Descriptions:
Nate Herk delivers a beginner-to-advanced walkthrough of Claude Code’s “skills” system — reusable instruction sets that let users define, save, and trigger consistent agent behaviors across a project. The video opens with a live demo running four parallel Claude Code agents simultaneously: one planning the day via ClickUp, one generating a project pulse check, one producing an Excalidraw diagram, and one scraping and analyzing YouTube comments — all launched in under 30 seconds using pre-built skills.

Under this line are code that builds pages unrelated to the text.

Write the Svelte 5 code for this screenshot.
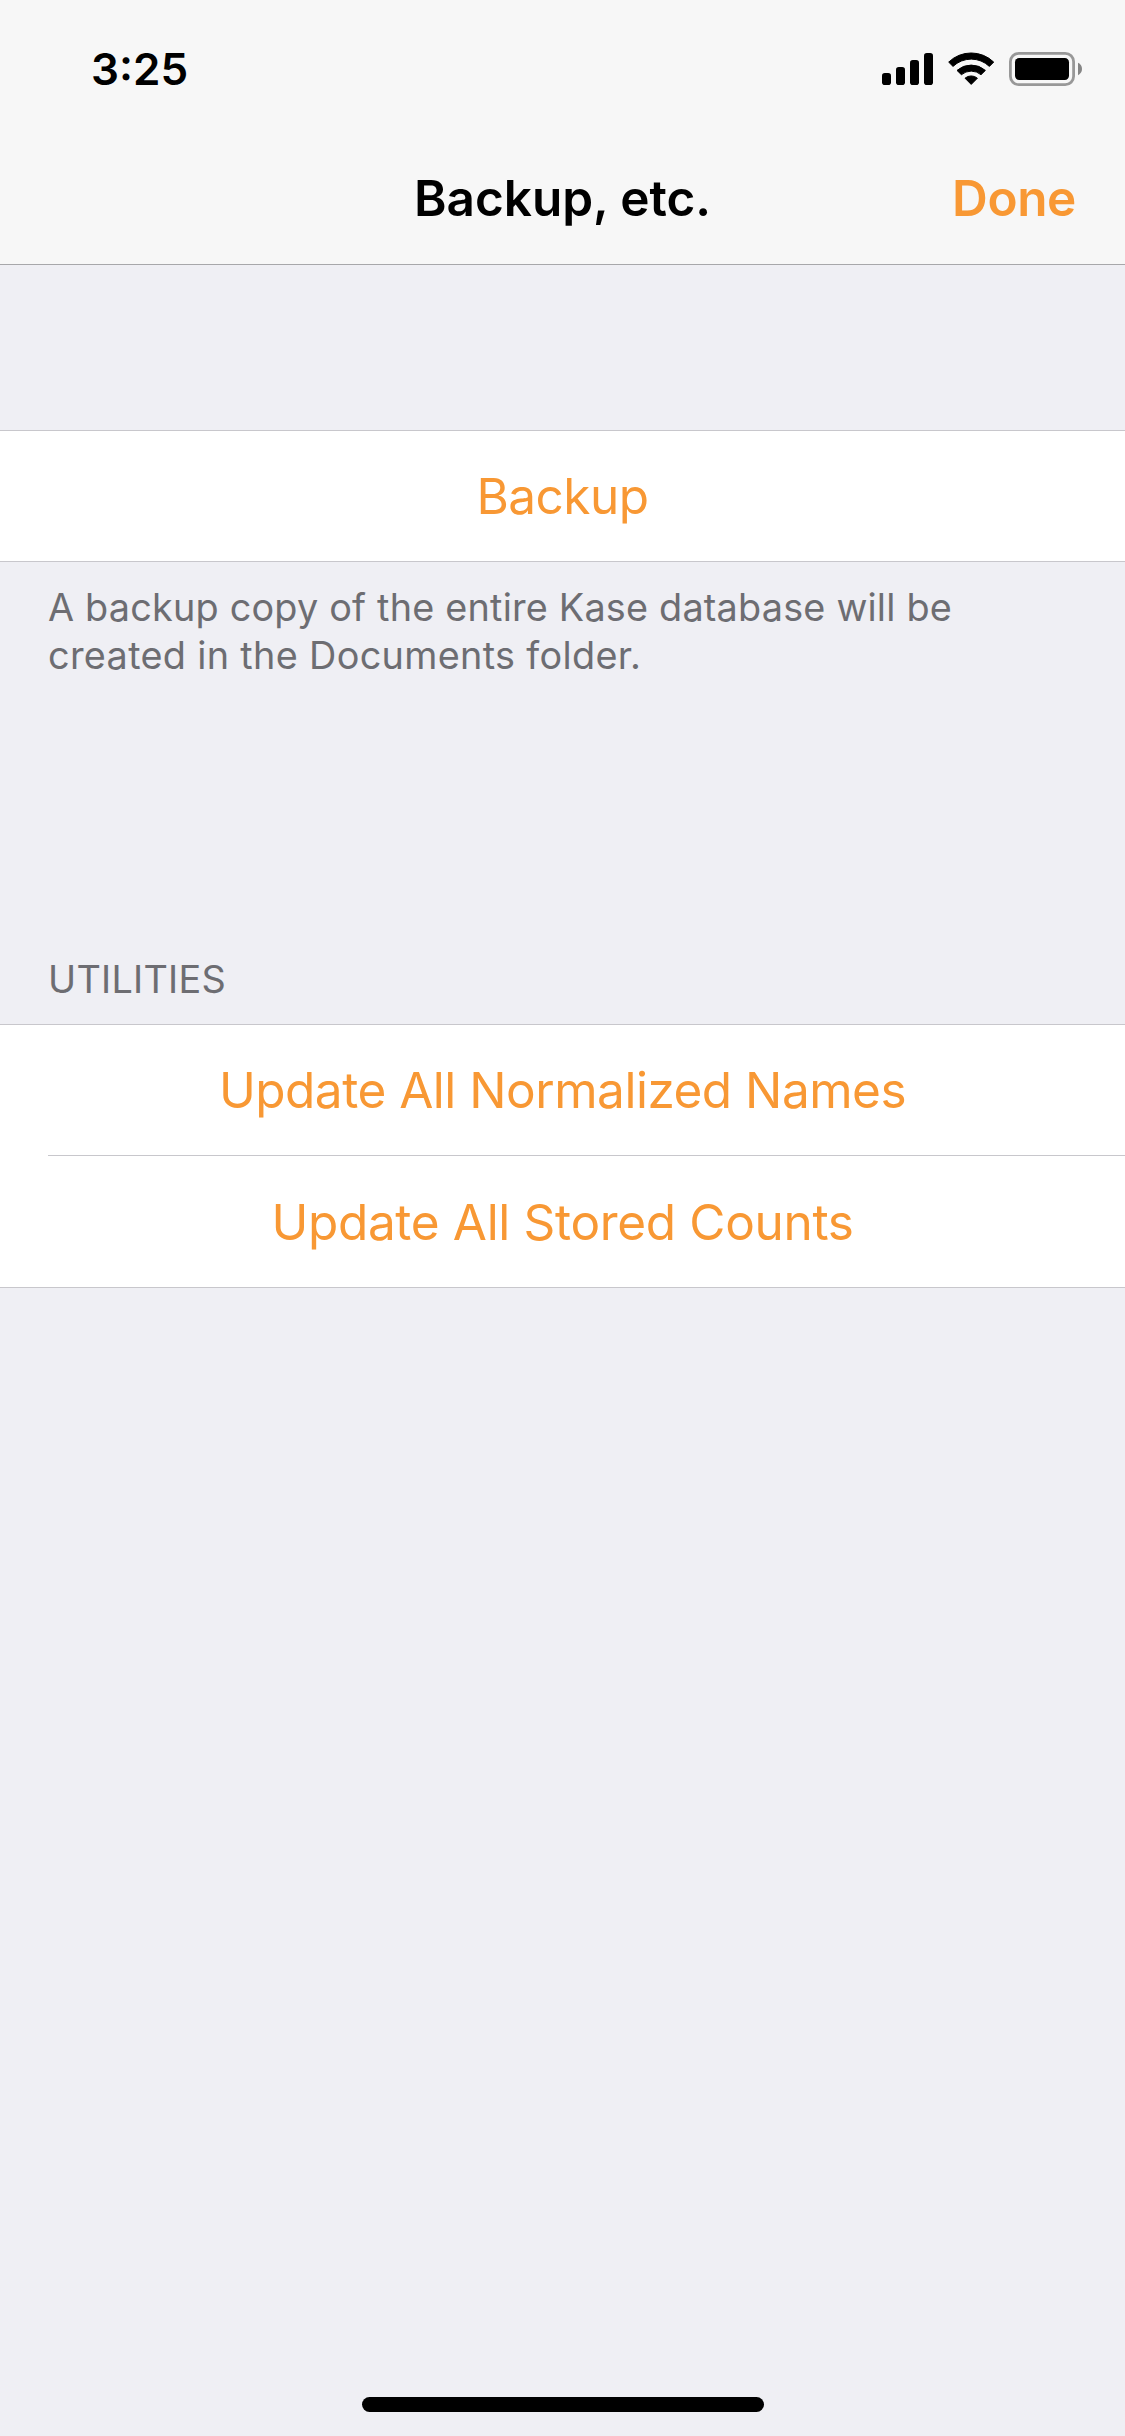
<script>
  const footer = [
    { text: 'A backup copy of the entire Kase database will be', cls: 'first' },
    { text: 'created in the Documents folder.', cls: 'second' }
  ];
</script>

<div class="screen">
  <header class="top">
    <div class="status">
      <span class="time">3:25</span>
      <svg class="indicators" width="204" height="40" viewBox="880 49 204 40" aria-hidden="true">
        <!-- cellular signal -->
        <rect x="882" y="73" width="9" height="12" rx="2.8" />
        <rect x="896" y="67" width="9" height="18" rx="2.8" />
        <rect x="910" y="60" width="9" height="25" rx="2.8" />
        <rect x="924" y="53" width="9" height="32" rx="2.8" />
        <!-- wifi -->
        <g stroke="#000" stroke-width="1" stroke-linejoin="round">
          <path d="M948.7 62.1A32.3 32.3 0 0 1 993.7 62.1L989.4 66.4A26.4 26.4 0 0 0 953 66.4Z" />
          <path d="M957 70.4A21.6 21.6 0 0 1 985.4 70.4L981 74.7A15.2 15.2 0 0 0 961.4 74.7Z" />
          <path d="M965 78.2A9.6 9.6 0 0 1 977.4 78.2L971.2 84.4Z" />
        </g>
        <!-- battery -->
        <rect x="1010.4" y="53.4" width="63.2" height="31.2" rx="8.4" fill="none" stroke="#989898" stroke-width="2.8" />
        <rect x="1015" y="58" width="54" height="22" rx="4.2" />
        <path d="M1078 62.8C1080.6 64 1082 66.4 1082 69S1080.6 74 1078 75.2Z" fill="#858585" />
      </svg>
    </div>
    <div class="nav">
      <h1>Backup, etc.</h1>
      <button class="done">Done</button>
    </div>
  </header>

  <main>
    <section class="group">
      <button class="row backup">Backup</button>
    </section>
    <p class="footnote">
      {#each footer as line}
        <span class={line.cls}>{line.text}</span>
      {/each}
    </p>

    <h2>UTILITIES</h2>
    <section class="group">
      <button class="row names">Update All Normalized Names</button>
      <hr />
      <button class="row counts">Update All Stored Counts</button>
    </section>
  </main>

  <div class="home"></div>
</div>

<style>
  :global(body) {
    margin: 0;
    background: #efeff4;
  }
  .screen {
    width: 1125px;
    height: 2436px;
    box-sizing: border-box;
    display: flex;
    flex-direction: column;
    background: #efeff4;
    font-family: Inter, "Liberation Sans", sans-serif;
    overflow: hidden;
  }
  button {
    border: 0;
    margin: 0;
    padding: 0;
    background: none;
    font-family: inherit;
    color: #f89834;
  }
  .top {
    background: #f7f7f7;
    border-bottom: 1px solid #a7a7aa;
  }
  .status {
    height: 132px;
    box-sizing: border-box;
    padding: 6px 41px 0 91px;
    display: flex;
    justify-content: space-between;
    align-items: center;
  }
  .time {
    font-size: 44px;
    font-weight: 600;
    letter-spacing: 0;
    color: #000;
  }
  .nav {
    height: 132px;
    display: grid;
    grid-template-columns: 1fr auto 1fr;
    align-items: center;
    padding: 0 49px;
  }
  h1 {
    grid-column: 2;
    margin: 0;
    font-size: 49.5px;
    font-weight: 600;
    letter-spacing: -0.04px;
    color: #000;
  }
  .done {
    justify-self: end;
    font-size: 49.5px;
    font-weight: 600;
    letter-spacing: -0.39px;
  }
  main {
    flex: 1;
    padding-top: 165px;
  }
  .group {
    background: #fff;
    border-top: 1px solid #c8c7cc;
    border-bottom: 1px solid #c8c7cc;
  }
  .row {
    display: flex;
    align-items: center;
    justify-content: center;
    width: 100%;
    height: 130px;
    font-size: 49.5px;
    font-weight: 400;
  }
  .backup {
    letter-spacing: -0.5px;
  }
  .names {
    letter-spacing: -0.49px;
  }
  .counts {
    height: 131px;
    padding-top: 1px;
    letter-spacing: -0.33px;
  }
  hr {
    height: 1px;
    border: 0;
    margin: 0 0 0 48px;
    background: #c8c7cc;
  }
  .footnote,
  h2 {
    margin: 0;
    font-size: 37.8px;
    font-weight: 400;
    line-height: 48px;
    color: #6d6d72;
  }
  .footnote {
    padding: 21px 48px 0;
    height: 372px;
  }
  .footnote span {
    display: block;
    white-space: nowrap;
  }
  .first {
    letter-spacing: 0.2px;
  }
  .second {
    letter-spacing: 0.329px;
  }
  h2 {
    padding: 0 48px 21px;
    letter-spacing: 0.25px;
  }
  .home {
    align-self: center;
    width: 402px;
    height: 15px;
    margin-bottom: 24px;
    border-radius: 8px;
    background: #000;
  }
</style>
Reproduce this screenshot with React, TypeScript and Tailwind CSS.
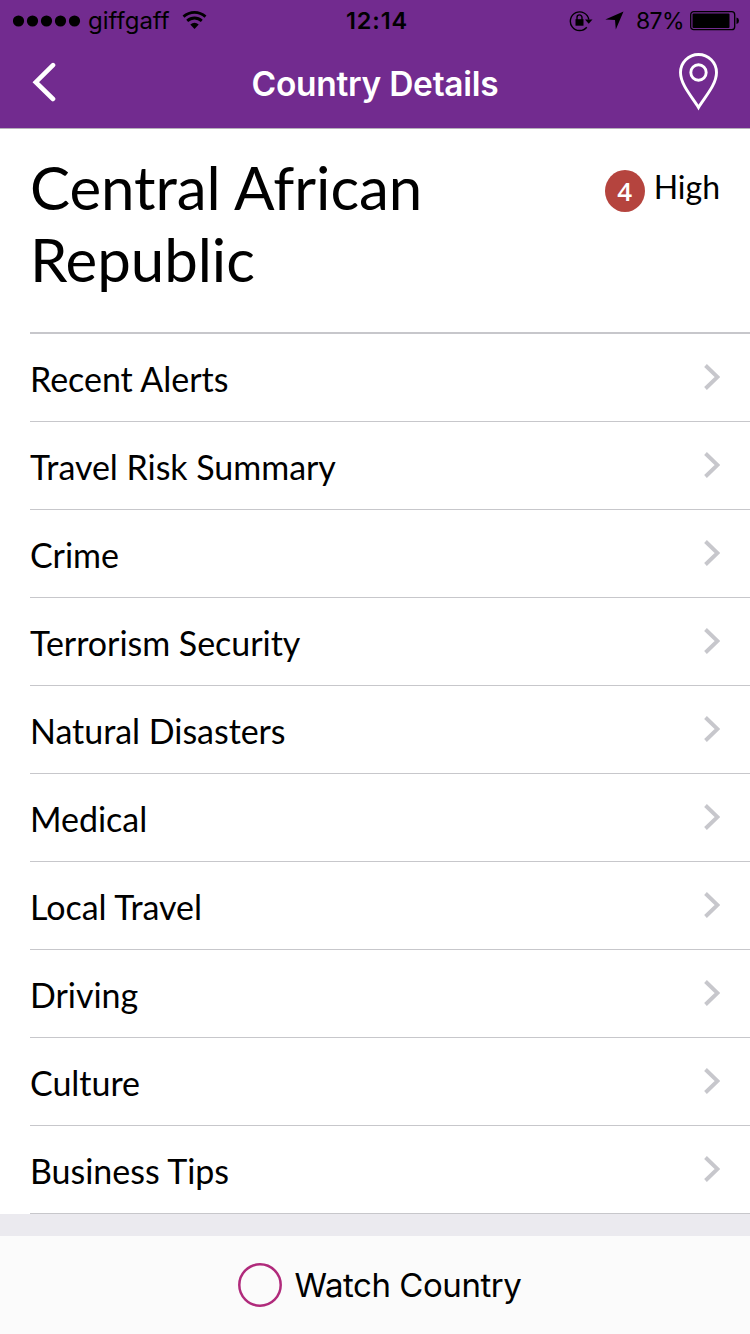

The tutorial goes under the hood to explain how Claude Code avoids excessive token consumption across large skill libraries using a three-level progressive context loading approach. At level one, the agent scans only the YAML front matter (name and description, roughly 100 tokens per skill) to find the right match. At level two it loads the full skill file (1,000–2,000 tokens). Level three pulls in supplementary assets — templates, scripts, brand references — only when the specific request requires them. This architecture keeps context lean even when a project contains dozens of skills.
Herk also covers how to trigger skills via slash commands or natural language, how to structure YAML front matter for reliable matching, and how skills are portable across Claude Code, Cursor, Codex, and other MCP-compatible agents. A free starter skill library is available through the host’s School community. The video is one of the more technically grounded tutorials available on Claude Code’s agent capabilities.